ただ探索するだけでない、飽きさせない多様なゲーム性も

 本作は探索アドベンチャーですが、ただ単にマップを歩き、何かを発見していくという単純なものではありません。ゲームには、特定の場所で何があったかを探っていく“過去の再現”など、さまざまなシステムが搭載され、探索が単調にならないためのスパイスになっています。

 また、ゲームのボリュームも十分で、前述の技能を変えてみての周回プレイなども楽しめます。ただ、全体的にヒントが少なく、物語を進めるには、注意深く周囲を探し、現状の状況を理解し、それにあわせた行動をしなくてはならないことも特徴です。

 ここでまた具体的な話をしますと、とあるチャプターでは、机に置かれたランプを調査することで現実と幻覚の世界を切り替えでき、2つの世界を行き来しながら仕掛けを解いていく必要があります。

 しかも一方の世界では、行動するごとにランプのオイルが消費され、暗闇になると“空鬼(くうき)”と呼ばれる怪物に襲われゲームオーバーになります。

『コール・オブ・クトゥルフ』
▲“空鬼”は『クトゥルフ神話』における怪物です。『クトゥルフ神話TRPG』では次元を移動できる能力を持っていて、よく探索者を苦しめるために登場します。

 しかしゲーム中は、そうした状況の説明が一切ないのです。何度もゲームオーバーになりながら、2つの世界のギミックそのものを自分で解釈し、何をすべきかを考えなくてはなりません。ただ単に総当たりで探索していたのでは、先に進むことはできないのです。

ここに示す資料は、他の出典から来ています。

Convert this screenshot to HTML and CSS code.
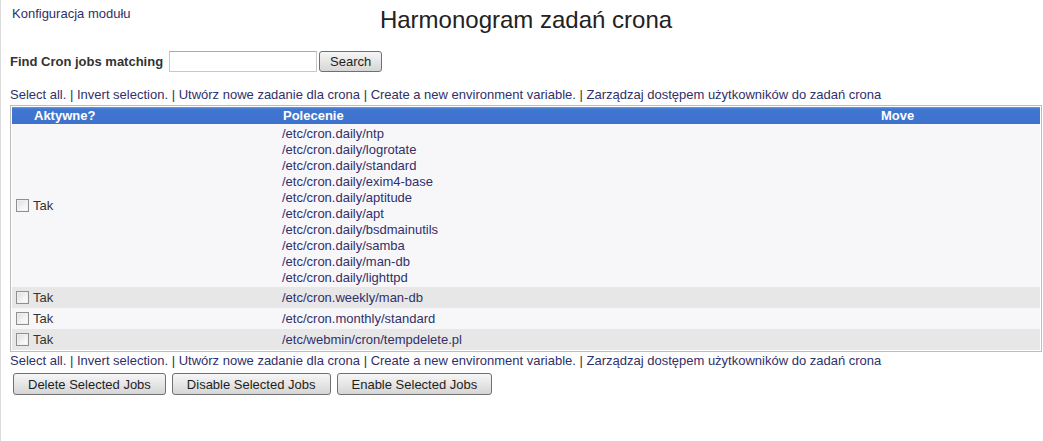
FILE: index.html
```html
<!DOCTYPE html>
<html lang="pl">
  <head>
    <meta charset="UTF-8" />
    <title>Harmonogram zadań crona</title>
    <link rel="stylesheet" href="styles.css">
  </head>
  <body>
    <div class="header">
      <a class="config" href="#">Konfiguracja modułu</a>
      <h1>Harmonogram zadań crona</h1>
      <span></span>
    </div>

    <form class="search">
      <label for="find">Find Cron jobs matching</label>
      <input type="text" id="find" />
      <button type="button">Search</button>
    </form>

    <div class="links">
      <a href="#">Select all.</a> | <a href="#">Invert selection.</a> |
      <a href="#">Utwórz nowe zadanie dla crona</a> |
      <a href="#">Create a new environment variable.</a> |
      <a href="#">Zarządzaj dostępem użytkowników do zadań crona</a>
    </div>

    <div class="grid">
      <table class="jobs">
        <colgroup>
          <col class="c-box" />
          <col class="c-active" />
          <col class="c-cmd" />
          <col />
        </colgroup>
        <thead>
          <tr>
            <th></th>
            <th>Aktywne?</th>
            <th>Polecenie</th>
            <th>Move</th>
          </tr>
        </thead>
        <tbody>
          <tr>
            <td><input type="checkbox" /></td>
            <td>Tak</td>
            <td>
              <a href="#">/etc/cron.daily/ntp</a><br />
              <a href="#">/etc/cron.daily/logrotate</a><br />
              <a href="#">/etc/cron.daily/standard</a><br />
              <a href="#">/etc/cron.daily/exim4-base</a><br />
              <a href="#">/etc/cron.daily/aptitude</a><br />
              <a href="#">/etc/cron.daily/apt</a><br />
              <a href="#">/etc/cron.daily/bsdmainutils</a><br />
              <a href="#">/etc/cron.daily/samba</a><br />
              <a href="#">/etc/cron.daily/man-db</a><br />
              <a href="#">/etc/cron.daily/lighttpd</a>
            </td>
            <td></td>
          </tr>
          <tr>
            <td><input type="checkbox" /></td>
            <td>Tak</td>
            <td><a href="#">/etc/cron.weekly/man-db</a></td>
            <td></td>
          </tr>
          <tr>
            <td><input type="checkbox" /></td>
            <td>Tak</td>
            <td><a href="#">/etc/cron.monthly/standard</a></td>
            <td></td>
          </tr>
          <tr>
            <td><input type="checkbox" /></td>
            <td>Tak</td>
            <td><a href="#">/etc/webmin/cron/tempdelete.pl</a></td>
            <td></td>
          </tr>
        </tbody>
      </table>
    </div>

    <div class="links bottom">
      <a href="#">Select all.</a> | <a href="#">Invert selection.</a> |
      <a href="#">Utwórz nowe zadanie dla crona</a> |
      <a href="#">Create a new environment variable.</a> |
      <a href="#">Zarządzaj dostępem użytkowników do zadań crona</a>
    </div>

    <div class="actions">
      <button type="button">Delete Selected Jobs</button>
      <button type="button">Disable Selected Jobs</button>
      <button type="button">Enable Selected Jobs</button>
    </div>
  </body>
</html>
```

FILE: styles.css
```css
html {
  background-color: #fff;
}

body {
  margin: 0;
  padding: 0 1px 0 9px;
  min-height: 441px;
  box-sizing: border-box;
  border-left: 1px solid #dcdcdc;
  font-family: "Liberation Sans", Arial, sans-serif;
  font-size: 13px;
  color: #333;
}

a {
  color: #30306a;
  text-decoration: none;
}

.header {
  display: grid;
  grid-template-columns: 1fr auto 1fr;
  align-items: start;
  height: 44px;
}

.header .config {
  font-size: 13px;
  margin: 6px 0 0 2px;
}

.header h1 {
  margin: 6px 0 0;
  font-size: 24px;
  font-weight: normal;
  color: #222;
}

.search {
  display: flex;
  align-items: center;
  height: 34px;
}

.search label {
  font-weight: bold;
  margin-right: 6px;
}

.search input {
  width: 148px;
  height: 21px;
  box-sizing: border-box;
  border: 1px solid #c8c8c8;
  border-top-color: #ababab;
  margin: 0 2px 0 0;
  padding: 1px 3px;
  font: inherit;
}

button {
  font-family: "Liberation Sans", Arial, sans-serif;
  font-size: 13px;
  color: #1e1e1e;
  height: 21px;
  padding: 0 10px;
  border: 1px solid #707070;
  border-radius: 3px;
  background: linear-gradient(to bottom, #f6f6f6 0%, #e6e6e6 50%, #d6d6d6 100%);
}

.links {
  line-height: 16px;
  margin-top: 9px;
  white-space: nowrap;
}

.links.bottom {
  margin-top: 1px;
}

.grid {
  border: 1px solid #bcbcbc;
  padding: 1px;
  margin-top: 2px;
}

.jobs {
  width: 100%;
  border-collapse: collapse;
  table-layout: fixed;
  line-height: 16px;
}

.c-box {
  width: 19px;
}

.c-active {
  width: 249px;
}

.c-cmd {
  width: 598px;
}

.jobs th {
  background: linear-gradient(to bottom, #6a98e0 0%, #4077d1 12%, #3d72cc 100%);
  color: #fff;
  font-weight: bold;
  text-align: left;
  padding: 0 3px;
  height: 17px;
}

.jobs td {
  padding: 2px 2px 1px;
  vertical-align: middle;
}

.jobs td:first-child {
  padding: 0 0 0 1px;
}

.jobs tbody tr:nth-child(odd) {
  background-color: #f7f7f9;
}

.jobs tbody tr:nth-child(even) {
  background-color: #e7e7e7;
}

.jobs input[type="checkbox"] {
  appearance: none;
  width: 13px;
  height: 13px;
  margin: 4px 2px 4px 3px;
  display: block;
  box-sizing: border-box;
  border: 1px solid #8e8f8f;
  background: linear-gradient(135deg, #dcdcdc 0%, #f4f4f4 60%, #fff 100%);
  box-shadow: inset 0 0 0 1px #f0f0f0;
}

.actions {
  display: flex;
  gap: 6px;
  margin: 4px 0 0 3px;
}

.actions button {
  height: 22px;
  padding: 0 14px;
}
```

 そういう意味では理不尽なゲームオーバーも多いですし、そのヒントの少なさは、人によってはストレスになるかもしれません。しかしそれだけに、ギミックを理解し、まったく理解不能だった状況の打開策が見えてきた時は、高い高揚感を味わうことができるでしょう。

『コール・オブ・クトゥルフ』
▲別のチャプターでは、捕らわれた収容所から脱出を試みる場面も。巡回する見張りの目を盗みながら、脱出の方法を探っていきます。

 最後に総合的な感想として、実は『クトゥルフ神話』については概要を知っているだけで、あまり詳しくはなかったのですが、それでもホラーアドベンチャーとして十分に本作を楽しめました。基本的にビビリなのでビクビクしながらのプレイでしたが、世界観が秀逸で没入感は高かったです(それだけに怖い思いもたくさんしましたが)。

 アドベンチャーという性質上、ストーリー的な解説はできませんが、この高い没入感のおかげで、常に不安感とドキドキ感を味わうことができました。

 『クトゥルフ神話』が好きな人だけでなく、ホラー好き、アドベンチャー好きのどちらにもおすすめできる作品だと思います。ちなみに昔、TRPG(テーブルトークRPG)にハマっていた過去があり、今回のプレイであらためて『クトゥルフ神話TRPG』に興味を持ちました。どこかでセッションをやっていれば参加してみたいと思います!